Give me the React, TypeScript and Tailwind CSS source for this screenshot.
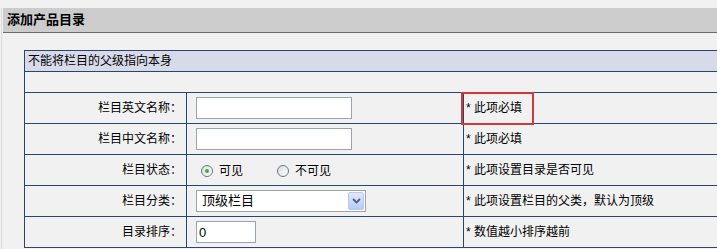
import { useState } from 'react';

const FONT = "font-['Liberation_Sans','Noto_Sans_CJK_SC',sans-serif]";

function Radio({ checked, label, onClick }: { checked: boolean; label: string; onClick: () => void }) {
  return (
    <button type="button" onClick={onClick} className="flex items-center gap-[6px]">
      <span className="flex h-[12px] w-[12px] items-center justify-center rounded-full border border-[#5d7a95] bg-gradient-to-br from-[#dcdcd6] to-white">
        {checked && <span className="h-[4px] w-[4px] rounded-full bg-[#3fae38]" />}
      </span>
      <span className="text-[12px] text-black">{label}</span>
    </button>
  );
}

interface RowProps {
  label: string;
  help: string;
  children: React.ReactNode;
  marked?: boolean;
}

function Row({ label, help, children, marked }: RowProps) {
  return (
    <div className="grid h-[31px] grid-cols-[162px_277px_1fr] border-b border-[#27466a]">
      <div className="flex items-center justify-end border-r border-[#27466a] pr-[4px] text-[12px] text-black">
        {label}
      </div>
      <div className="flex items-center border-r border-[#27466a] pl-[9px]">{children}</div>
      <div className="relative flex items-center pl-[2px] text-[12px] text-black">
        {marked && (
          <span className="absolute left-[-3px] top-[-1px] h-[33px] w-[73px] border-2 border-[#cc3b3b]" />
        )}
        {help}
      </div>
    </div>
  );
}

export default function App() {
  const [visible, setVisible] = useState(true);
  const [enName, setEnName] = useState('');
  const [cnName, setCnName] = useState('');
  const [order, setOrder] = useState('0');

  const inputCls =
    'h-[22px] border border-[#9aa4ad] bg-white px-[2px] text-[13px] text-black outline-none';

  return (
    <div className={`h-[249px] w-[717px] overflow-hidden bg-[#f1f1f1] pl-px pt-2 ${FONT}`}>
      <div className="h-full border-l border-[#d9d9d9] pl-px">
        <div className="flex h-[25px] items-center border-b border-[#6b6b6b] bg-[#cccccc] pl-1 text-[13px] font-bold text-black">
          添加产品目录
        </div>

        <div className="ml-[21px] mt-[17px] w-[700px] border-l border-t border-[#27466a]">
          <div className="flex h-[21px] items-center border-b border-[#27466a] bg-[#d8daea] pl-[3px] text-[12px] text-black">
            不能将栏目的父级指向本身
          </div>
          <div className="h-[21px] border-b border-[#27466a]" />

          <Row label="栏目英文名称：" help="* 此项必填" marked>
            <input value={enName} onChange={(e) => setEnName(e.target.value)} className={`${inputCls} w-[156px]`} />
          </Row>
          <Row label="栏目中文名称：" help="* 此项必填">
            <input value={cnName} onChange={(e) => setCnName(e.target.value)} className={`${inputCls} w-[156px]`} />
          </Row>
          <Row label="栏目状态：" help="* 此项设置目录是否可见">
            <div className="flex items-center gap-[34px] pl-[5px] pt-[2px]">
              <Radio checked={visible} label="可见" onClick={() => setVisible(true)} />
              <Radio checked={!visible} label="不可见" onClick={() => setVisible(false)} />
            </div>
          </Row>
          <Row label="栏目分类：" help="* 此项设置栏目的父类，默认为顶级">
            <div className="flex h-[22px] w-[170px] items-center justify-between border border-[#9aa4ad] bg-white pl-[5px] pr-px">
              <span className="text-[13px] text-black">顶级栏目</span>
              <span className="flex h-[18px] w-[16px] items-center justify-center rounded-[2px] border border-[#b9c9ef] bg-gradient-to-b from-[#dfe8fb] to-[#b8cbf4]">
                <svg width="9" height="6" viewBox="0 0 9 6">
                  <path d="M1 1 L4.5 4.5 L8 1" fill="none" stroke="#4d6185" strokeWidth="1.8" />
                </svg>
              </span>
            </div>
          </Row>
          <Row label="目录排序：" help="* 数值越小排序越前">
            <input value={order} onChange={(e) => setOrder(e.target.value)} className={`${inputCls} w-[60px]`} />
          </Row>
        </div>
      </div>
    </div>
  );
}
=====
Exercise: Only lines belong in the copy: transcribe those from the start of the data through the line that contains "const [order, setOrder] = useState('0');", and skip the pictures.

Output below:
Give me the React, TypeScript and Tailwind CSS source for this screenshot.
import { useState } from 'react';

const FONT = "font-['Liberation_Sans','Noto_Sans_CJK_SC',sans-serif]";

function Radio({ checked, label, onClick }: { checked: boolean; label: string; onClick: () => void }) {
  return (
    <button type="button" onClick={onClick} className="flex items-center gap-[6px]">
      <span className="flex h-[12px] w-[12px] items-center justify-center rounded-full border border-[#5d7a95] bg-gradient-to-br from-[#dcdcd6] to-white">
        {checked && <span className="h-[4px] w-[4px] rounded-full bg-[#3fae38]" />}
      </span>
      <span className="text-[12px] text-black">{label}</span>
    </button>
  );
}

interface RowProps {
  label: string;
  help: string;
  children: React.ReactNode;
  marked?: boolean;
}

function Row({ label, help, children, marked }: RowProps) {
  return (
    <div className="grid h-[31px] grid-cols-[162px_277px_1fr] border-b border-[#27466a]">
      <div className="flex items-center justify-end border-r border-[#27466a] pr-[4px] text-[12px] text-black">
        {label}
      </div>
      <div className="flex items-center border-r border-[#27466a] pl-[9px]">{children}</div>
      <div className="relative flex items-center pl-[2px] text-[12px] text-black">
        {marked && (
          <span className="absolute left-[-3px] top-[-1px] h-[33px] w-[73px] border-2 border-[#cc3b3b]" />
        )}
        {help}
      </div>
    </div>
  );
}

export default function App() {
  const [visible, setVisible] = useState(true);
  const [enName, setEnName] = useState('');
  const [cnName, setCnName] = useState('');
  const [order, setOrder] = useState('0');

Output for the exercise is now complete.